THE TASK: Identify all lines below that hold "screenshot" and collect them.

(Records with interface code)
━━━━━━

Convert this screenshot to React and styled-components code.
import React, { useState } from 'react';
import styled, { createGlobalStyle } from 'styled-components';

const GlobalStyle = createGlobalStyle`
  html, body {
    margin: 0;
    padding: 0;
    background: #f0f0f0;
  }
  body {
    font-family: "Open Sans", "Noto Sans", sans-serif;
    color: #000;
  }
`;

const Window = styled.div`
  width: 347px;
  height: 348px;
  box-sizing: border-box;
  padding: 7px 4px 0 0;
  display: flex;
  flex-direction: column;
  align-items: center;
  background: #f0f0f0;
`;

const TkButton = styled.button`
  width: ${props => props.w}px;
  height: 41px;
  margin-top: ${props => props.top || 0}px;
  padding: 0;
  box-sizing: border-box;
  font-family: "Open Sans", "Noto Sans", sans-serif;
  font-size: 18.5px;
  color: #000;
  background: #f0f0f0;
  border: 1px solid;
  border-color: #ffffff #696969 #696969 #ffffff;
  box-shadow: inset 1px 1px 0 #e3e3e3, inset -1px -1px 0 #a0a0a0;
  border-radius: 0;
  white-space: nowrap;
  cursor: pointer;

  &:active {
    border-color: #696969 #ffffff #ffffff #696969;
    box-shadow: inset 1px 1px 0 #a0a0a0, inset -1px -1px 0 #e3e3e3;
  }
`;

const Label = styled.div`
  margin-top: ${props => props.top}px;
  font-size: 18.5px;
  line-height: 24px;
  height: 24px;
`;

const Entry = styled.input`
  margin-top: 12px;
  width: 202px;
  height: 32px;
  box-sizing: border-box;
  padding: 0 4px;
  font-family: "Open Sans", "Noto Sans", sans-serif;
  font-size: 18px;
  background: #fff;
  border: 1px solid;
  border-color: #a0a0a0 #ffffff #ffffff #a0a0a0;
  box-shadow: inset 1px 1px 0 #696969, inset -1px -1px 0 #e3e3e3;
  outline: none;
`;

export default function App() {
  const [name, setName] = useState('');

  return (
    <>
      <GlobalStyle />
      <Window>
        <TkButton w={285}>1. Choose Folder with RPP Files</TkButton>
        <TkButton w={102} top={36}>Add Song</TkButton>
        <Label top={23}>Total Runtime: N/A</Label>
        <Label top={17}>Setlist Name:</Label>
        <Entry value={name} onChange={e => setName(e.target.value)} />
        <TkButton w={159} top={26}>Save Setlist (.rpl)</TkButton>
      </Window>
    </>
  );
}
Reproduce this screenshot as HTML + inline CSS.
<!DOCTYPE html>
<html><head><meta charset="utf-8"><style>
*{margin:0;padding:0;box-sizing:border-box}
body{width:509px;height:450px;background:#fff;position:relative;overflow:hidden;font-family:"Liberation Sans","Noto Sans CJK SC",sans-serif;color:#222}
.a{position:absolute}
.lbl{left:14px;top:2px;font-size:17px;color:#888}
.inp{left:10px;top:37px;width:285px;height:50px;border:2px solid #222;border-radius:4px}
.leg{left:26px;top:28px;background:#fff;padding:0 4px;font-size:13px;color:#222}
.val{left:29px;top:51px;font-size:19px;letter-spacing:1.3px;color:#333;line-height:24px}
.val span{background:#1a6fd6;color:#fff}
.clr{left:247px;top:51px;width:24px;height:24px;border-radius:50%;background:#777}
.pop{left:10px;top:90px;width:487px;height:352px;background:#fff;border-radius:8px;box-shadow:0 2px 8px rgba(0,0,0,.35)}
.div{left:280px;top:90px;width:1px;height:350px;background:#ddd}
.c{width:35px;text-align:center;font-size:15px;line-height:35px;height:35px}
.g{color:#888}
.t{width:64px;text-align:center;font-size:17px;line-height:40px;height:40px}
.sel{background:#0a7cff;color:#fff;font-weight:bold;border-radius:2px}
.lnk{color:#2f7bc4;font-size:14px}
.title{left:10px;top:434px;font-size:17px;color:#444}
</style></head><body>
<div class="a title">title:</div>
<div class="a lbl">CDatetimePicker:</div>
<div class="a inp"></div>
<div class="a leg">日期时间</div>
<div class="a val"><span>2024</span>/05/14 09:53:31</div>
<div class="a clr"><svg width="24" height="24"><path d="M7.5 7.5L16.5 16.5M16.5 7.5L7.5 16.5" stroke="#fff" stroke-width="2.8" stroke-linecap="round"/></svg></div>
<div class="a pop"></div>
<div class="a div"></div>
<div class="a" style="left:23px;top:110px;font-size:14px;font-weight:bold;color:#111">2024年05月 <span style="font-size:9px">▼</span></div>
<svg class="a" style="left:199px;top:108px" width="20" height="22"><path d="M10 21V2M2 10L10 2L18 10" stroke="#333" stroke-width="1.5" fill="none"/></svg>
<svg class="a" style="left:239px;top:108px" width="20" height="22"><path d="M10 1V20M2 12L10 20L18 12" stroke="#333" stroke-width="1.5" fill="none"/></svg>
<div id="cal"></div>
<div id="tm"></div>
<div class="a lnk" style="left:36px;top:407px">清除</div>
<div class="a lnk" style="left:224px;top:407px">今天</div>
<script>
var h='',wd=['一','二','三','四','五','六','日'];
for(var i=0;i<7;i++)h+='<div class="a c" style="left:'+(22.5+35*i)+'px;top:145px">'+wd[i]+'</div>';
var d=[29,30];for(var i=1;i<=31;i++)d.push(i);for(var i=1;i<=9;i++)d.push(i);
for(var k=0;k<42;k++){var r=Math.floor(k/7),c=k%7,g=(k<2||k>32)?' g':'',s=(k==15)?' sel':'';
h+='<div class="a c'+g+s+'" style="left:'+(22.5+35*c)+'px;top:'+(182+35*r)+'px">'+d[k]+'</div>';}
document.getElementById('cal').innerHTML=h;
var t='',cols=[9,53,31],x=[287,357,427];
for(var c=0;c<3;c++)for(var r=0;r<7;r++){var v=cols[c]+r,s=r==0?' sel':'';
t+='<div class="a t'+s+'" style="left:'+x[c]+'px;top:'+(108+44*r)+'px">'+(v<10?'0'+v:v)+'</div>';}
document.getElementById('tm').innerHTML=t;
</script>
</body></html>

━━━━━━

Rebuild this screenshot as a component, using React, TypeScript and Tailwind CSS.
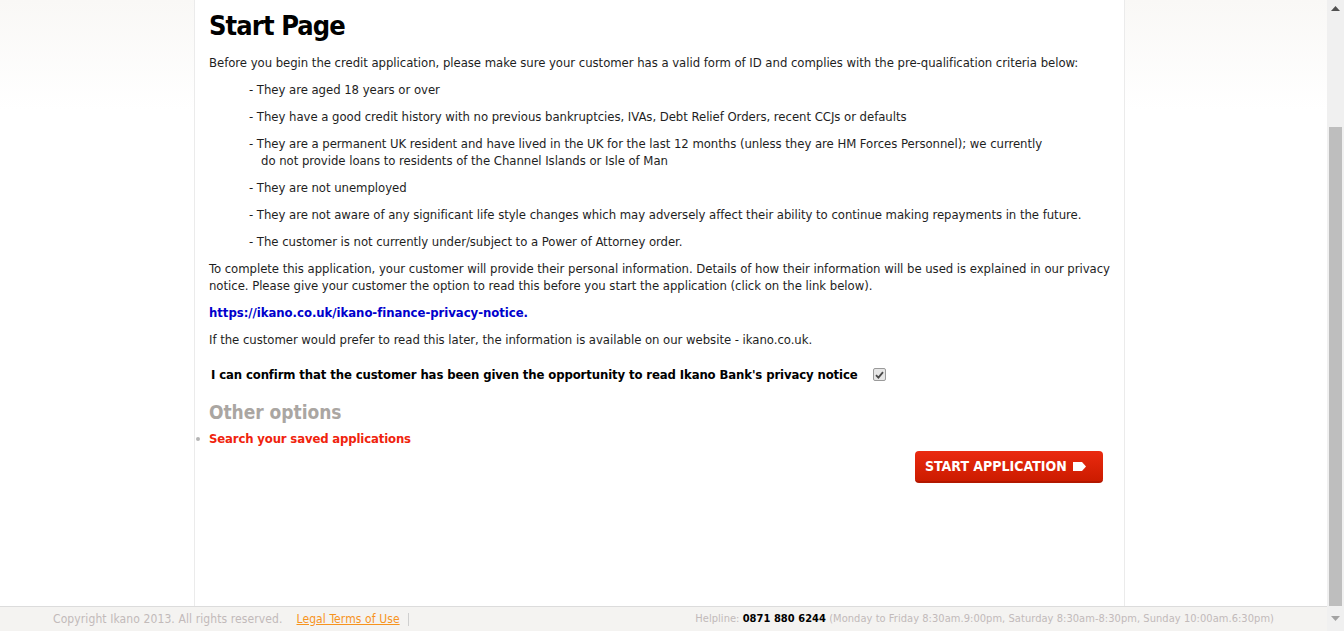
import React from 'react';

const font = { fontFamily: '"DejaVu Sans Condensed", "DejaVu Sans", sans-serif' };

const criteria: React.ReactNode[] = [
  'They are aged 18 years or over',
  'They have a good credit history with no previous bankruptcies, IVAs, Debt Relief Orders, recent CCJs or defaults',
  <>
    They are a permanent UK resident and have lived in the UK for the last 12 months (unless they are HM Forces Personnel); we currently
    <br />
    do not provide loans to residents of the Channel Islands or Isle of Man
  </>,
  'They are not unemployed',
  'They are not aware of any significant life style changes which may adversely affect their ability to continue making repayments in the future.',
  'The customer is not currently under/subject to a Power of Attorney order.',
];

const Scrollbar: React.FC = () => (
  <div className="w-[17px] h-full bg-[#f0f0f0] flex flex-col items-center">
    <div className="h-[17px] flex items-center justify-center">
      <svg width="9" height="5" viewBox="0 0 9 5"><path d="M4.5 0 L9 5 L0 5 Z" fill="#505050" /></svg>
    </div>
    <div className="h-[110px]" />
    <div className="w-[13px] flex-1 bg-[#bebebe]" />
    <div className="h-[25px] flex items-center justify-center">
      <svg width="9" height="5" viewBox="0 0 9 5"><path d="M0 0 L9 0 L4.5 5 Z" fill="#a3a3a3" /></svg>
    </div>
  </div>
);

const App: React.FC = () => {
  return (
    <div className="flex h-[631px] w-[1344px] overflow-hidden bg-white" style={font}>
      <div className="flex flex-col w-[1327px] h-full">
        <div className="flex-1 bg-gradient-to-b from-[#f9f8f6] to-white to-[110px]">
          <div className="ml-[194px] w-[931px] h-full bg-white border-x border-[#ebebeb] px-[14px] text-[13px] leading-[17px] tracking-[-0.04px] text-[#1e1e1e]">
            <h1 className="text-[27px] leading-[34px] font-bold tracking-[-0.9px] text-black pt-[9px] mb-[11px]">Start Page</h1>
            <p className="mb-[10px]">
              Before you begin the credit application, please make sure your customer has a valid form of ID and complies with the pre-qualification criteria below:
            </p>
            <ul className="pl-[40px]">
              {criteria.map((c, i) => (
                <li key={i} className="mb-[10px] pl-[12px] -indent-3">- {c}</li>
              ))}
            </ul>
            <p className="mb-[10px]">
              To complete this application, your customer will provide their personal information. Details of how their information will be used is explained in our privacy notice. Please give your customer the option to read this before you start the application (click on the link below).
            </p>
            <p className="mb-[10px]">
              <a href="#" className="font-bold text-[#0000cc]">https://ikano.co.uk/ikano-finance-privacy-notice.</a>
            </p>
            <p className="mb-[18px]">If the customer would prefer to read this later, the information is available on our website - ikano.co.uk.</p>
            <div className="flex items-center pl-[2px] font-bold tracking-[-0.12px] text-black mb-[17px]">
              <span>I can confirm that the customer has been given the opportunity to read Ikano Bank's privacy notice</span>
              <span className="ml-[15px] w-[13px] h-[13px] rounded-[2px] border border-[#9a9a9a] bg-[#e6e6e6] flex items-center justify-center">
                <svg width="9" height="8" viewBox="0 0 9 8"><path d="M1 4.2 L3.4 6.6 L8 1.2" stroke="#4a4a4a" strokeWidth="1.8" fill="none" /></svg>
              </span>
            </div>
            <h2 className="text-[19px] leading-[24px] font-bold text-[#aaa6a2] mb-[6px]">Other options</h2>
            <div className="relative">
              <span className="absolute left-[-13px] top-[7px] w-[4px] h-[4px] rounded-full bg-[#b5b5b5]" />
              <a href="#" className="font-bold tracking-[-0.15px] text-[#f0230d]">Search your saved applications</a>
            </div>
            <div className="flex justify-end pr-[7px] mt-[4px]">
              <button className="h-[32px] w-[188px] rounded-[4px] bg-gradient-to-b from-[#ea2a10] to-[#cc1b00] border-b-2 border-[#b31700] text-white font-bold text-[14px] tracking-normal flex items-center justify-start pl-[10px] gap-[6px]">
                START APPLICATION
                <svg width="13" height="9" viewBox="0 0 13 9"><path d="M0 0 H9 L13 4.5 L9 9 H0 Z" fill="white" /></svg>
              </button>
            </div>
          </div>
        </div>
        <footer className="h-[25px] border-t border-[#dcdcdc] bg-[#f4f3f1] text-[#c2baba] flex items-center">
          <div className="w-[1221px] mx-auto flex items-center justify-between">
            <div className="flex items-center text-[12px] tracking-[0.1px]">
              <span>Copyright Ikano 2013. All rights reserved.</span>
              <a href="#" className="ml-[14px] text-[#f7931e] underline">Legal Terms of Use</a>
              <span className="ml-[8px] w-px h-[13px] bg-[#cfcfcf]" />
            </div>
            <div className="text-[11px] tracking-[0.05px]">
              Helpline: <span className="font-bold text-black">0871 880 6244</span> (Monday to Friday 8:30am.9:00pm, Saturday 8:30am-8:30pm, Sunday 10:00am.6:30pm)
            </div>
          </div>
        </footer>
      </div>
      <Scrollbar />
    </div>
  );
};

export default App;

━━━━━━

RESPONSE TO THE EXERCISE:
Convert this screenshot to React and styled-components code.
Reproduce this screenshot as HTML + inline CSS.
Rebuild this screenshot as a component, using React, TypeScript and Tailwind CSS.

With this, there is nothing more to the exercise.